Ni le Département fédéral des Affaires étrangères ni AXPO Trading SA, qui avait conclu le contrat sous le nom d’EGL, ne souhaitent s’exprimer sur d’éventuels efforts entrepris pour relancer le contrat. «La situation géopolitique actuelle ne permet pas de livraisons de gaz depuis l’Iran», écrit Axpo. Elle dit s’appuyer à l’heure actuelle sur le «TAP (Trans Adriatic Pipeline) pour l’approvisionnement en gaz depuis l’Azerbaïdjan».
OMV, la plus grande société industrielle autrichienne, avait également signé à l’époque un accord de livraison de gaz avec l’Iran. Selon plusieurs médias, des rencontres entre des représentants d’OMV et du ministère iranien du pétrole ont eu lieu ces derniers jours.
Prudence avec les médias iraniens
Le regain d’intérêt de l’Occident pour l’économie iranienne est bien perçu dans ce pays, et les médias nationaux s’en font volontiers l’écho.
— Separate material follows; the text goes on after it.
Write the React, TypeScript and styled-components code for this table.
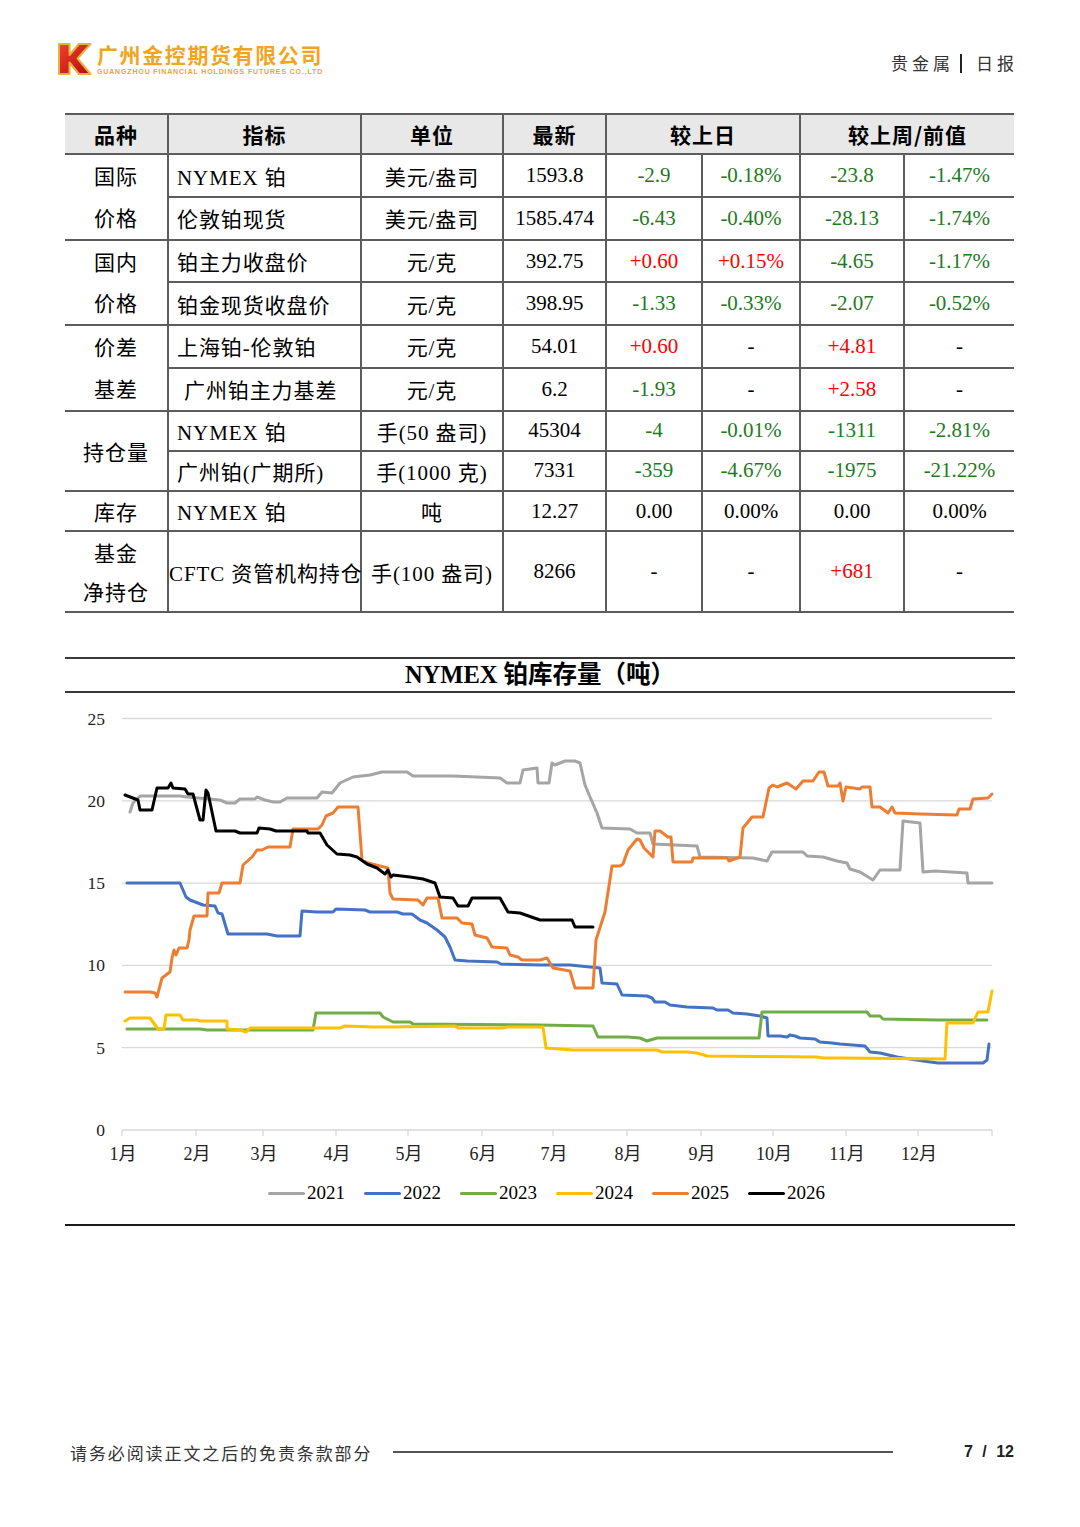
import styled, { createGlobalStyle } from "styled-components";

const SERIF = `"Liberation Serif", "Noto Sans CJK SC", serif`;
const SANS = `"Noto Sans CJK SC", "Liberation Sans", sans-serif`;

const GlobalStyle = createGlobalStyle`
  body {
    margin: 0;
    background: #fff;
  }
`;

const Page = styled.div`
  width: 1080px;
  height: 1527px;
  display: flex;
  flex-direction: column;
  background: #fff;
  color: #000;
  font-family: ${SERIF};
`;

/* ---------- header ---------- */
const Header = styled.header`
  height: 113px;
  box-sizing: border-box;
  padding: 42px 62px 0 57px;
  display: flex;
  justify-content: space-between;
  align-items: flex-start;
`;
const Brand = styled.div`
  display: flex;
  align-items: flex-start;
  gap: 5px;
`;
const BrandText = styled.div`
  display: flex;
  flex-direction: column;
  color: #f0a51f;
`;
const BrandName = styled.div`
  font-family: ${SANS};
  font-weight: 700;
  font-size: 21px;
  line-height: 24px;
  letter-spacing: 1.6px;
`;
const BrandSub = styled.div`
  font-family: "Liberation Sans", sans-serif;
  font-weight: 700;
  font-size: 7px;
  line-height: 9px;
  letter-spacing: 0.85px;
  margin-top: 1px;
  white-space: nowrap;
`;
const Section = styled.div`
  margin-top: 10px;
  display: flex;
  align-items: center;
  font-family: ${SANS};
  font-size: 17px;
  line-height: 22px;
  letter-spacing: 4px;
  color: #333;
`;
const Bar = styled.span`
  width: 2px;
  height: 19px;
  background: #222;
  margin: 0 14px 0 6px;
`;

/* ---------- table ---------- */
const Table = styled.table`
  margin-left: 65px;
  width: 949px;
  border-collapse: collapse;
  table-layout: fixed;
  font-family: ${SERIF};
  font-size: 21px;
  border-left: hidden;
  border-right: hidden;
`;
const Th = styled.th`
  background: #e8e8e8;
  border: 2px solid #5c5c5c;
  font-family: ${SANS};
  font-weight: 700;
  letter-spacing: 1px;
  height: 38.3px;
  padding: 0;
  line-height: 36px;
`;
const Td = styled.td<{ $tone?: "up" | "down"; $align?: "left" | "center"; $cjk?: boolean; $indent?: number }>`
  border: 2px solid #5c5c5c;
  height: 38.3px;
  padding: 0 0 0 ${(p) => (p.$align === "left" ? `${p.$indent ?? 8}px` : "0")};
  text-align: ${(p) => p.$align ?? "center"};
  white-space: nowrap;
  overflow: visible;
  letter-spacing: ${(p) => (p.$cjk ? "0.9px" : "0")};
  color: ${(p) => (p.$tone === "up" ? "#ff0000" : p.$tone === "down" ? "#1e7a1e" : "#000")};
`;
const GroupCell = styled.td<{ $lh: number }>`
  border: 2px solid #5c5c5c;
  padding: 0;
  text-align: center;
  font-family: ${SANS};
  letter-spacing: 1px;
  line-height: ${(p) => p.$lh}px;
`;

type Row = {
  name: string;
  indent?: number;
  unit: string;
  last: string;
  vals: string[];
  tall?: boolean;
};
type Group = { label: string[]; lh: number; rows: Row[] };

const groups: Group[] = [
  {
    label: ["国际", "价格"],
    lh: 41.7,
    rows: [
      { name: "NYMEX 铂", unit: "美元/盎司", last: "1593.8", vals: ["-2.9", "-0.18%", "-23.8", "-1.47%"] },
      { name: "伦敦铂现货", unit: "美元/盎司", last: "1585.474", vals: ["-6.43", "-0.40%", "-28.13", "-1.74%"] },
    ],
  },
  {
    label: ["国内", "价格"],
    lh: 41.7,
    rows: [
      { name: "铂主力收盘价", unit: "元/克", last: "392.75", vals: ["+0.60", "+0.15%", "-4.65", "-1.17%"] },
      { name: "铂金现货收盘价", unit: "元/克", last: "398.95", vals: ["-1.33", "-0.33%", "-2.07", "-0.52%"] },
    ],
  },
  {
    label: ["价差", "基差"],
    lh: 41.7,
    rows: [
      { name: "上海铂-伦敦铂", unit: "元/克", last: "54.01", vals: ["+0.60", "-", "+4.81", "-"] },
      { name: "广州铂主力基差", indent: 15, unit: "元/克", last: "6.2", vals: ["-1.93", "-", "+2.58", "-"] },
    ],
  },
  {
    label: ["持仓量"],
    lh: 30,
    rows: [
      { name: "NYMEX 铂", unit: "手(50 盎司)", last: "45304", vals: ["-4", "-0.01%", "-1311", "-2.81%"] },
      { name: "广州铂(广期所)", unit: "手(1000 克)", last: "7331", vals: ["-359", "-4.67%", "-1975", "-21.22%"] },
    ],
  },
  {
    label: ["库存"],
    lh: 30,
    rows: [{ name: "NYMEX 铂", unit: "吨", last: "12.27", vals: ["0.00", "0.00%", "0.00", "0.00%"] }],
  },
  {
    label: ["基金", "净持仓"],
    lh: 39,
    rows: [
      { name: "CFTC 资管机构持仓", indent: 0, unit: "手(100 盎司)", last: "8266", vals: ["-", "-", "+681", "-"], tall: true },
    ],
  },
];

const toneOf = (v: string): "up" | "down" | undefined =>
  v.startsWith("+") ? "up" : /^-\d/.test(v) ? "down" : undefined;

const cols = [103, 193, 142, 103, 96, 98, 104, 110];

const DataTable = () => (
  <Table>
    <colgroup>
      {cols.map((w, i) => (
        <col key={i} style={{ width: w }} />
      ))}
    </colgroup>
    <thead>
      <tr>
        <Th>品种</Th>
        <Th>指标</Th>
        <Th>单位</Th>
        <Th>最新</Th>
        <Th colSpan={2}>较上日</Th>
        <Th colSpan={2}>较上周/前值</Th>
      </tr>
    </thead>
    <tbody>
      {groups.map((g) =>
        g.rows.map((r, i) => (
          <tr key={g.label.join() + i}>
            {i === 0 && (
              <GroupCell rowSpan={g.rows.length} $lh={g.lh}>
                {g.label.map((l) => (
                  <div key={l}>{l}</div>
                ))}
              </GroupCell>
            )}
            <Td $align="left" $cjk $indent={r.indent} style={r.tall ? { height: 79 } : undefined}>
              {r.name}
            </Td>
            <Td $cjk>{r.unit}</Td>
            <Td>{r.last}</Td>
            {r.vals.map((v, k) => (
              <Td key={k} $tone={toneOf(v)}>
                {v}
              </Td>
            ))}
          </tr>
        ))
      )}
    </tbody>
  </Table>
);

/* ---------- chart ---------- */
const ChartSection = styled.section`
  margin: 44px 0 0 65px;
  width: 950px;
  border-bottom: 2px solid #1a1a1a;
  padding-bottom: 11px;
`;
const ChartTitle = styled.h2`
  margin: 0;
  height: 36px;
  box-sizing: border-box;
  border-top: 2px solid #3a3a3a;
  border-bottom: 2px solid #3a3a3a;
  text-align: center;
  font-family: ${SERIF};
  font-weight: 700;
  font-size: 24.5px;
  line-height: 32px;
`;
const Legend = styled.div`
  display: flex;
  justify-content: center;
  gap: 19px;
  padding-left: 13px;
  height: 40px;
  align-items: center;
`;
const LegendItem = styled.span<{ $color: string }>`
  display: inline-flex;
  align-items: center;
  gap: 2px;
  font-family: ${SERIF};
  font-size: 19px;
  &::before {
    content: "";
    width: 37px;
    height: 3px;
    border-radius: 2px;
    background: ${(p) => p.$color};
  }
`;

const series = [
  {
    year: "2021",
    color: "#a5a5a5",
    pts: "130,812 133,803 140,796 180,796 187,797 220,800 227,803 235,803 240,799 255,799 257,797 265,800 273,802 280,802 287,798 317,798 322,792 332,793 340,783 353,777 370,775 382,772 407,772 413,776 453,776 477,777 500,778 507,783 520,783 523,770 537,768 538,783 549,783 552,763 555,765 565,761 575,761 580,763 585,785 590,797 597,813 602,828 630,829 637,833 650,833 653,844 697,846 700,857 753,858 767,861 772,852 803,852 807,856 823,857 837,861 847,863 850,869 860,872 873,880 880,870 900,870 903,821 920,823 923,872 935,871 967,873 968,883 992,883",
  },
  {
    year: "2022",
    color: "#4472c4",
    pts: "127,883 180,883 186,897 190,900 203,905 215,906 218,913 222,914 228,934 267,934 277,936 300,936 302,911 317,912 333,912 336,909 365,910 370,912 397,912 403,914 412,914 420,920 427,923 437,930 445,937 450,947 455,960 467,961 497,962 501,964 540,965 570,965 590,967 600,968 602,983 617,984 622,995 647,996 652,998 655,1002 665,1002 670,1005 687,1007 713,1008 717,1010 728,1010 733,1013 747,1014 760,1016 767,1018 768,1036 780,1036 787,1037 790,1035 795,1036 800,1038 815,1039 820,1042 832,1043 840,1044 865,1046 870,1052 880,1053 897,1057 923,1061 938,1063 983,1063 987,1060 989,1044",
  },
  {
    year: "2023",
    color: "#70ad47",
    pts: "127,1029 200,1029 207,1030 313,1030 316,1013 380,1013 383,1017 393,1022 410,1022 413,1024 540,1025 593,1026 598,1037 627,1037 640,1038 647,1041 657,1038 759,1038 762,1012 867,1012 870,1016 880,1016 883,1019 937,1020 987,1020",
  },
  {
    year: "2024",
    color: "#ffc000",
    pts: "125,1021 130,1018 150,1018 158,1029 164,1029 166,1015 180,1015 183,1020 197,1020 200,1021 227,1021 227,1029 240,1030 246,1032 250,1028 340,1028 345,1026 373,1027 393,1027 455,1026 458,1028 503,1028 507,1027 543,1027 546,1048 573,1050 657,1050 662,1052 687,1052 697,1053 707,1056 817,1057 823,1058 840,1058 945,1059 947,1023 973,1023 978,1012 988,1012 992,991",
  },
  {
    year: "2025",
    color: "#ed7d31",
    pts: "125,992 150,992 155,993 157,997 162,978 170,972 172,958 174,950 176,955 179,948 187,948 189,940 190,930 194,916 207,916 208,893 219,893 222,883 240,883 243,865 252,857 257,850 262,850 268,847 290,847 293,829 318,829 322,825 326,816 333,813 338,807 358,807 362,860 368,863 388,868 390,893 393,899 418,900 423,905 427,898 438,898 442,918 457,918 462,923 472,924 475,935 487,938 492,947 507,948 510,955 518,957 522,960 540,960 547,958 553,968 570,971 575,988 593,988 596,940 605,912 612,866 620,866 623,864 628,850 637,839 640,840 644,848 653,857 655,831 660,831 668,837 671,837 673,862 692,862 693,858 727,858 729,861 740,857 743,828 752,817 763,817 769,788 773,785 777,787 787,783 796,789 803,781 813,781 819,772 824,772 828,786 838,786 840,783 843,801 846,787 860,789 862,787 870,787 872,807 880,807 888,813 892,807 895,813 920,814 957,815 959,809 970,809 973,799 988,798 992,794",
  },
  {
    year: "2026",
    color: "#000000",
    pts: "125,795 138,800 140,810 152,810 157,788 168,788 171,783 173,788 185,789 188,794 193,794 200,820 203,820 206,790 208,793 216,831 235,831 240,833 257,833 259,828 270,829 276,831 307,831 308,833 320,833 327,845 337,854 350,855 357,857 367,864 377,868 385,874 388,870 391,877 393,875 410,877 423,879 435,883 440,897 453,898 458,906 468,906 472,898 500,898 508,912 520,913 540,920 572,920 575,927 593,927",
  },
];

const yTicks = [0, 5, 10, 15, 20, 25];
const yOf = (v: number) => 1130 - v * 16.46;
const monthX = [122, 196, 263, 336, 408, 482, 553, 627, 701, 773, 846, 918, 992];

const Chart = () => (
  <svg width="950" height="480" viewBox="65 693 950 480" style={{ display: "block" }}>
    {yTicks.map((v) => (
      <g key={v}>
        <line x1={122} x2={992} y1={yOf(v)} y2={yOf(v)} stroke="#d9d9d9" strokeWidth={1.3} />
        <text
          x={105}
          y={yOf(v) + 6}
          textAnchor="end"
          fontFamily={SERIF}
          fontSize={17.5}
          fill="#222"
        >
          {v}
        </text>
      </g>
    ))}
    {monthX.map((x) => (
      <line key={x} x1={x} x2={x} y1={1130} y2={1136} stroke="#d9d9d9" strokeWidth={1.3} />
    ))}
    {monthX.slice(0, 12).map((x, i) => (
      <text key={i} x={x + 1} y={1160} textAnchor="middle" fontFamily={SERIF} fontSize={18} fill="#222">
        {i + 1}月
      </text>
    ))}
    {series.map((s) => (
      <polyline
        key={s.year}
        points={s.pts}
        fill="none"
        stroke={s.color}
        strokeWidth={3}
        strokeLinejoin="round"
        strokeLinecap="round"
      />
    ))}
  </svg>
);

/* ---------- footer ---------- */
const Footer = styled.footer`
  margin-top: auto;
  padding: 0 66px 63px 70px;
  height: 24px;
  display: flex;
  align-items: center;
`;
const Disclaimer = styled.span`
  font-family: ${SANS};
  font-size: 17px;
  letter-spacing: 1.9px;
  color: #333;
  white-space: nowrap;
`;
const FooterRule = styled.span`
  width: 500px;
  height: 2px;
  background: #555;
  margin-left: 21px;
`;
const PageNo = styled.span`
  margin-left: auto;
  font-family: "Liberation Sans Narrow", "Liberation Sans", sans-serif;
  font-weight: 700;
  font-size: 16px;
  word-spacing: 5px;
  color: #222;
  white-space: pre;
`;

const K = () => (
  <svg width="35" height="34" viewBox="0 0 35 34">
    <defs>
      <linearGradient id="kfill" x1="0" y1="0" x2="1" y2="1">
        <stop offset="0" stopColor="#f2402e" />
        <stop offset="1" stopColor="#b30c0c" />
      </linearGradient>
    </defs>
    <path
      d="M2 2 H12.5 V13 L22 2 H33.5 L20.5 16.5 L33.5 32 H22 L12.5 20.5 V32 H2 Z"
      fill="url(#kfill)"
      stroke="#e6b13d"
      strokeWidth="2"
      strokeLinejoin="round"
    />
  </svg>
);

export default function App() {
  return (
    <Page>
      <GlobalStyle />
      <Header>
        <Brand>
          <K />
          <BrandText>
            <BrandName>广州金控期货有限公司</BrandName>
            <BrandSub>GUANGZHOU FINANCIAL HOLDINGS FUTURES CO.,LTD</BrandSub>
          </BrandText>
        </Brand>
        <Section>
          贵金属
          <Bar />
          日报
        </Section>
      </Header>
      <DataTable />
      <ChartSection>
        <ChartTitle>NYMEX 铂库存量（吨）</ChartTitle>
        <Chart />
        <Legend>
          {series.map((s) => (
            <LegendItem key={s.year} $color={s.color}>
              {s.year}
            </LegendItem>
          ))}
        </Legend>
      </ChartSection>
      <Footer>
        <Disclaimer>请务必阅读正文之后的免责条款部分</Disclaimer>
        <FooterRule />
        <PageNo>7 / 12</PageNo>
      </Footer>
    </Page>
  );
}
Les sources sur lesquelles reposent les informations sont cependant parfois mystérieuses.
«Le fabricant de vélos électriques Biketec est prêt à investir en Iran», rapportait récemment la radio officielle iranienne (IRIB) sur son site internet, qui diffuse des informations en plusieurs langues, dont l’allemand et le français.
Un membre du Conseil d’administration de l’entreprise suisse se serait déclaré prêt à construire des ateliers de production et d’assemblage sur l’île iranienne de Kish. Chez Biketec, on ne sait pas d’où tombe cette nouvelle. «Nous n’avons aucunement l’intention d’étendre nos activités à l’Iran», communique l’entreprise.